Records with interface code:

++++++

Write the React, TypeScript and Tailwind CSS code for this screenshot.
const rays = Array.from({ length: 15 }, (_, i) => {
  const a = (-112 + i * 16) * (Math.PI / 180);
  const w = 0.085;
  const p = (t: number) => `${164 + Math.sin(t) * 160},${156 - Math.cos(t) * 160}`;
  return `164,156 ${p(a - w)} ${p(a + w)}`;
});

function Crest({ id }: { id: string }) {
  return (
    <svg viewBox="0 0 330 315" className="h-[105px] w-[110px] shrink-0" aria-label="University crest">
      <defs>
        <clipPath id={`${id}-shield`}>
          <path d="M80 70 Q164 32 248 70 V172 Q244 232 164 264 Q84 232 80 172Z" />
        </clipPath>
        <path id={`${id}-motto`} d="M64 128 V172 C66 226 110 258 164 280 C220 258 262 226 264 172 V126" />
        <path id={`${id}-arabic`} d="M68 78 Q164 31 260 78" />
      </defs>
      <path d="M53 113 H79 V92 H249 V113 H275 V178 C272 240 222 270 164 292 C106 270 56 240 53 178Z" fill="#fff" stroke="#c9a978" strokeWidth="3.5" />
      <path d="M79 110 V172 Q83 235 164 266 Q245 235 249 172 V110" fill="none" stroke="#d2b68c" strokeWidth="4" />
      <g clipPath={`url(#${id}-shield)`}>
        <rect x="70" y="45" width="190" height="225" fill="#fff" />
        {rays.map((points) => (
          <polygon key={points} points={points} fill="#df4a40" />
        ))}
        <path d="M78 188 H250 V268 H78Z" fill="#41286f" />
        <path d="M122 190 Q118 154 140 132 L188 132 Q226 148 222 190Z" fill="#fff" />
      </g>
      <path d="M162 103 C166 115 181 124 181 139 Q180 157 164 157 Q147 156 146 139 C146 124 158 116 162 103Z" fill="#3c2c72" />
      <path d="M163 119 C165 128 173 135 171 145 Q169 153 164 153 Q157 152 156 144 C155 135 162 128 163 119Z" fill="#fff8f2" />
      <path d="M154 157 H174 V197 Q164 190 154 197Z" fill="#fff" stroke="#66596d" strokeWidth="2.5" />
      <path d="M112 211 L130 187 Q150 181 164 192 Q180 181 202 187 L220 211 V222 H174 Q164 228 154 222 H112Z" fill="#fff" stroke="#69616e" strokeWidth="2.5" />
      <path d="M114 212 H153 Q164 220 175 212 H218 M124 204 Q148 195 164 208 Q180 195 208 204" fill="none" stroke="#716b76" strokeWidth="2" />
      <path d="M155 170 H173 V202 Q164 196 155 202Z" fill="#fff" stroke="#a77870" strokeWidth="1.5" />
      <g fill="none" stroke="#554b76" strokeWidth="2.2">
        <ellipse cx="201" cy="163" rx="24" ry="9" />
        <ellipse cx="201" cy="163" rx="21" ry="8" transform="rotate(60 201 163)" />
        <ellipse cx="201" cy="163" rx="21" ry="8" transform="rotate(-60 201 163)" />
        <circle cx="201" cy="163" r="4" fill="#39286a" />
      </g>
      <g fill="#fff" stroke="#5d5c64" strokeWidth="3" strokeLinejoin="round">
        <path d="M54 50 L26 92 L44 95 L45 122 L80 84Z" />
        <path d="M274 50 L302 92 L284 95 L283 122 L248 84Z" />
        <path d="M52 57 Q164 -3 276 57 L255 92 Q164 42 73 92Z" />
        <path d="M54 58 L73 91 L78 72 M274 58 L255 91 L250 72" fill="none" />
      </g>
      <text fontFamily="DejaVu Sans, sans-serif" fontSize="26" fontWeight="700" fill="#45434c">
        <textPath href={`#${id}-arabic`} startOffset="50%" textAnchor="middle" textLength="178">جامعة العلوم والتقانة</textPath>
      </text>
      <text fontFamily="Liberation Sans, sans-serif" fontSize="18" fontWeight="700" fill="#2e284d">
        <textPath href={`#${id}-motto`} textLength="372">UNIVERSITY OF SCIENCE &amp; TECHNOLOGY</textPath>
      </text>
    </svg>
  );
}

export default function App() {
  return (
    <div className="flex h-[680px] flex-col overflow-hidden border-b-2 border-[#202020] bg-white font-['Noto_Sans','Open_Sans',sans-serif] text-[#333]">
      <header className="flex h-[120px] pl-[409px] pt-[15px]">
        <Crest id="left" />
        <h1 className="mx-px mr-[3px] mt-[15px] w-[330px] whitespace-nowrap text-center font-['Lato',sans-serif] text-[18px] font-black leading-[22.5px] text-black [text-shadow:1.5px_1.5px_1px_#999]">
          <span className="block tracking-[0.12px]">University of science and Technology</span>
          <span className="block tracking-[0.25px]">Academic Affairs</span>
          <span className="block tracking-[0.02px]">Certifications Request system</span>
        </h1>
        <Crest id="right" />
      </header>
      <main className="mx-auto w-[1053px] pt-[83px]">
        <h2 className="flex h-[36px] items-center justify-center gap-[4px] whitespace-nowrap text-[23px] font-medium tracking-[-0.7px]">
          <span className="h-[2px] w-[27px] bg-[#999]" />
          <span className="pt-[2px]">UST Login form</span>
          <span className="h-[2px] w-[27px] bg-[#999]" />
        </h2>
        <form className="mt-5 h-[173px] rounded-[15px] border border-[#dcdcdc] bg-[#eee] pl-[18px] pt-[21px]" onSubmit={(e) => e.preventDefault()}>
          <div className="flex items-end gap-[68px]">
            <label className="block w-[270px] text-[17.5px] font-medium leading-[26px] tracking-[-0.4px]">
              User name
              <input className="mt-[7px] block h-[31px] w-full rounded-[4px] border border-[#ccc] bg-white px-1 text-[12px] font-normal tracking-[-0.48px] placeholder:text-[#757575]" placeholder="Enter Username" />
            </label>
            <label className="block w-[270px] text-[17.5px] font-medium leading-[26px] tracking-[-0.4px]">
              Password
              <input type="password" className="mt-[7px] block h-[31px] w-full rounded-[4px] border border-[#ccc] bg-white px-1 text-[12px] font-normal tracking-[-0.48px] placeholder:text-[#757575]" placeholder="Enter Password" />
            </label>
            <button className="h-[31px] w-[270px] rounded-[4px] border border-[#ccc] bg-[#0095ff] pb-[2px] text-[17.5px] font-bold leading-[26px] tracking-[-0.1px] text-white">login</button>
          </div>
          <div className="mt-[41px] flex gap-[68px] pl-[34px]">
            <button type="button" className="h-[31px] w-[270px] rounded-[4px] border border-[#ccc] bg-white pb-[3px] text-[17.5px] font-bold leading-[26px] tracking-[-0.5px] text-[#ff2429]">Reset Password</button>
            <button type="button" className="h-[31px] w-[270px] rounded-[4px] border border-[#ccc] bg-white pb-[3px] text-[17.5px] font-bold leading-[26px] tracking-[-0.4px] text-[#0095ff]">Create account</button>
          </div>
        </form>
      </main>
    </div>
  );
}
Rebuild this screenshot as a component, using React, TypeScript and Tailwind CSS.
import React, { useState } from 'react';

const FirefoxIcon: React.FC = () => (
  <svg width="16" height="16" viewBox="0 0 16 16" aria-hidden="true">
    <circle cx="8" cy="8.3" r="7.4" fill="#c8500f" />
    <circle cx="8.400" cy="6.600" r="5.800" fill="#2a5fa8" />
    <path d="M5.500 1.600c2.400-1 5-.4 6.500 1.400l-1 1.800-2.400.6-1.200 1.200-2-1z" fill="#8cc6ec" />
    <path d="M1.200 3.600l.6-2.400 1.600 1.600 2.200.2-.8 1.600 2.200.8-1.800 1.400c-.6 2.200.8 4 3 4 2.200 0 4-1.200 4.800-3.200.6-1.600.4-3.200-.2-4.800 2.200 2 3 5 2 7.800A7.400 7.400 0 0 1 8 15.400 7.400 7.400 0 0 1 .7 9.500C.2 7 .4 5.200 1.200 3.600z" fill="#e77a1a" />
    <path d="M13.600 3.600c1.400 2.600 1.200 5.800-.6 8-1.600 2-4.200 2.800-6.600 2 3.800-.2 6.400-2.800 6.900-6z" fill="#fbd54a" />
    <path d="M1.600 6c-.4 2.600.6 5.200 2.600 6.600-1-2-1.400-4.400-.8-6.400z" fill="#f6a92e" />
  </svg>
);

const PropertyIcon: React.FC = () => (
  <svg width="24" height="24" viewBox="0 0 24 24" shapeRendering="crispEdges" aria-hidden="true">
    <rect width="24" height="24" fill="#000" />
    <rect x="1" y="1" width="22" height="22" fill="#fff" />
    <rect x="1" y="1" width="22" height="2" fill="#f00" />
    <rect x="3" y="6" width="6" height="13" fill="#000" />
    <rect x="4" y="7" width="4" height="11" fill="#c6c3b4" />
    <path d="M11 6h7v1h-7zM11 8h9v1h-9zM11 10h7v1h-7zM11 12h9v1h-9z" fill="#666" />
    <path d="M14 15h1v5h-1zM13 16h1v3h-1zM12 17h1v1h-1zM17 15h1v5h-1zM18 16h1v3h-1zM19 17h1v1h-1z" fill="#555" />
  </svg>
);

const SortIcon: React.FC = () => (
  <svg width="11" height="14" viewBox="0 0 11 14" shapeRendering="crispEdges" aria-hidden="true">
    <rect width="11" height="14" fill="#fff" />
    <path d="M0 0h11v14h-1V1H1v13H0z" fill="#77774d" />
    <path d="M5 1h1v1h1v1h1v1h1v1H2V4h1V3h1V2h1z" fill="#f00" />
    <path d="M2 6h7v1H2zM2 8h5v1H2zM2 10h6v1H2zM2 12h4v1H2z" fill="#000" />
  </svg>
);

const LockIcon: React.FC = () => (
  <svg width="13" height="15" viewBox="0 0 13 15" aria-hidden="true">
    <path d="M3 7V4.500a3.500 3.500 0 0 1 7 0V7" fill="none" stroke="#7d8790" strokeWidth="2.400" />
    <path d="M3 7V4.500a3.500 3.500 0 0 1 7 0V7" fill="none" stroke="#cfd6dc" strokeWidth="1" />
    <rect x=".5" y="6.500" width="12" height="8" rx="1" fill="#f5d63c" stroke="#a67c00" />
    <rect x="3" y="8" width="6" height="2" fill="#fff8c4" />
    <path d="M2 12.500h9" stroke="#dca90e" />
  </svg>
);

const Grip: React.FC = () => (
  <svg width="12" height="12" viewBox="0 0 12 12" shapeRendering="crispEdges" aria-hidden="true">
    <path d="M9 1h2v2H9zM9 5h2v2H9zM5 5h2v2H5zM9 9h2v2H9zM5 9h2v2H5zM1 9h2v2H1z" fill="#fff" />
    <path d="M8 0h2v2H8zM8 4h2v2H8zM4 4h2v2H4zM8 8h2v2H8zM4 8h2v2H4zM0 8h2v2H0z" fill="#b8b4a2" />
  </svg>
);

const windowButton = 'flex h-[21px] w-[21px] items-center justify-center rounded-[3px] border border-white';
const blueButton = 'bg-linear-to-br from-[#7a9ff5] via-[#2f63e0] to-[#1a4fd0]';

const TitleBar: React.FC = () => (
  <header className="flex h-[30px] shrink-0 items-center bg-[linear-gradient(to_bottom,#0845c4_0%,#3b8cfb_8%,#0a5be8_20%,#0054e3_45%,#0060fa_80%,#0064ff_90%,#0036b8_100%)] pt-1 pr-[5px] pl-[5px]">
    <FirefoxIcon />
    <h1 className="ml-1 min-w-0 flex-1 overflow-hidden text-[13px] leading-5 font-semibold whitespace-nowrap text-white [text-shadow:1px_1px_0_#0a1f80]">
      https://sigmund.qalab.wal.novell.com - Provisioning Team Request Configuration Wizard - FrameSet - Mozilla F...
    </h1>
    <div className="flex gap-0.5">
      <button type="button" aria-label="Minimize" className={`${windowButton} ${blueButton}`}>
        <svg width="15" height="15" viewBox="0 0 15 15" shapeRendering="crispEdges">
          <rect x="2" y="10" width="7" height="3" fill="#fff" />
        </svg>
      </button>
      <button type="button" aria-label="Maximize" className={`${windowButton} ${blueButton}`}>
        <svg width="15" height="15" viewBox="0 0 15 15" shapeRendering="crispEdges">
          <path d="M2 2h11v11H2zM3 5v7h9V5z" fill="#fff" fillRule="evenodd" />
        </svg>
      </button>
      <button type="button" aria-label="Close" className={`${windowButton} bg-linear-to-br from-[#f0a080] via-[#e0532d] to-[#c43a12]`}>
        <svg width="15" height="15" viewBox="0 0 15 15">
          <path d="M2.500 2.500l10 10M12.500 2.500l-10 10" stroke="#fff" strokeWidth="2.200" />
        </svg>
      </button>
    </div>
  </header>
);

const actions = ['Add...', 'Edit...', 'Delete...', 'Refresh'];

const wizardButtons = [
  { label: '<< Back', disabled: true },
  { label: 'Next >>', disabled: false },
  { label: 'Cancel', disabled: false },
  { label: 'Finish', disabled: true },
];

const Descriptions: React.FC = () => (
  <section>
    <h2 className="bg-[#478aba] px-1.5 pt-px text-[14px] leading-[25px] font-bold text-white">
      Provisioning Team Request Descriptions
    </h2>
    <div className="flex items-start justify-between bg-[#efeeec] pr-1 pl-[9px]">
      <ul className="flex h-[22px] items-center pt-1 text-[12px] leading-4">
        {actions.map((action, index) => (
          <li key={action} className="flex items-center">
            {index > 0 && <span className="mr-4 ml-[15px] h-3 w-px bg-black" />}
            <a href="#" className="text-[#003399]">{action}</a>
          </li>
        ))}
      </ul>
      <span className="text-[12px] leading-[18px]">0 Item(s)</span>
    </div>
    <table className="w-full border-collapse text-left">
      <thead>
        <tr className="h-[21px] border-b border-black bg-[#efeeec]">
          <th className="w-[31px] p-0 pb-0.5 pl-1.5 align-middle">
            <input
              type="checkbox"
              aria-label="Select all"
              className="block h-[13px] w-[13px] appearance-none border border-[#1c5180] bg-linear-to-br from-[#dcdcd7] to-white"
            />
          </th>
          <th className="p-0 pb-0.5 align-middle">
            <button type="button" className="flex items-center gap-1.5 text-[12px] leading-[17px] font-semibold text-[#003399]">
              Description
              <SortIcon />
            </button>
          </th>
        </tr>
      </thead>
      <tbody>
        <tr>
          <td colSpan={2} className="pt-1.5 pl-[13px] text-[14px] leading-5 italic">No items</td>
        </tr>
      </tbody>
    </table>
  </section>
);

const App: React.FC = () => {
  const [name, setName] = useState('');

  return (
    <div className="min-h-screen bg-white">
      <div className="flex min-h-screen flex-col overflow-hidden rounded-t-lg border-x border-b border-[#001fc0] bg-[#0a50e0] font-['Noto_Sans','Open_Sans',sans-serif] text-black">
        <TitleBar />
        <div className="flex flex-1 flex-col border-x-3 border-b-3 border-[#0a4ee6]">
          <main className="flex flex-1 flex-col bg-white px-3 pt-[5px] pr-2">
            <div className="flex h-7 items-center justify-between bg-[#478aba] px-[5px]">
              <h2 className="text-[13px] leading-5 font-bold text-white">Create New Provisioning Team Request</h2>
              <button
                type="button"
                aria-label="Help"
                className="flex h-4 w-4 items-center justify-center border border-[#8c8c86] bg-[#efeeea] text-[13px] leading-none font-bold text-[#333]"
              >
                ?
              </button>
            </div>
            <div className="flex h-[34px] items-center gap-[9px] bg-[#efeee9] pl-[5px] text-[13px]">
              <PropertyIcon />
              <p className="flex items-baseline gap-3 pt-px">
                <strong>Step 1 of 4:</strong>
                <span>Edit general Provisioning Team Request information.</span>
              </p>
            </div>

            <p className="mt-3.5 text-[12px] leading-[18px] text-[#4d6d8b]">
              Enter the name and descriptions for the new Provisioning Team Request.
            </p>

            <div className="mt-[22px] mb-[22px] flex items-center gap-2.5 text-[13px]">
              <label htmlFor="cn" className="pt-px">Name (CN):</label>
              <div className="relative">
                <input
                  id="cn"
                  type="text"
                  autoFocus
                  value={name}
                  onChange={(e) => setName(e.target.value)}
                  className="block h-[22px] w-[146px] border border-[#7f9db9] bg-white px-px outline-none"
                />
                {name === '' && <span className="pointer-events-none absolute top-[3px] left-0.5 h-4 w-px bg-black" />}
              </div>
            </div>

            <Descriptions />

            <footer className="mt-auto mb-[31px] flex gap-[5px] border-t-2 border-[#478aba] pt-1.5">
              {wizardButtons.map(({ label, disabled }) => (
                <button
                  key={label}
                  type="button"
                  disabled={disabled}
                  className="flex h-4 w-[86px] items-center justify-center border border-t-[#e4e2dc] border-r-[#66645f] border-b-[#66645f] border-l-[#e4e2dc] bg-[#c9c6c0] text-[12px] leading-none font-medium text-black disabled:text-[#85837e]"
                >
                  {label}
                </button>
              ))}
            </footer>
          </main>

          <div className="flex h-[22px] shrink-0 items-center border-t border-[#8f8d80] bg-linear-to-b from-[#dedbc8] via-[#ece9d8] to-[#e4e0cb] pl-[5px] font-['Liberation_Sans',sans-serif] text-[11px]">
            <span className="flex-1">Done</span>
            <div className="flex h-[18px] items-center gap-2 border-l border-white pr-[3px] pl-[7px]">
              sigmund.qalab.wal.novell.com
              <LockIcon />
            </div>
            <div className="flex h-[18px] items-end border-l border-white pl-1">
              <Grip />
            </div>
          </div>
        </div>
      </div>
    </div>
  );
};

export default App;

++++++

**Task instructions**: Check the data for the word "this" and pull out the lines that have it.

**Response to the task**:
Write the React, TypeScript and Tailwind CSS code for this screenshot.
Rebuild this screenshot as a component, using React, TypeScript and Tailwind CSS.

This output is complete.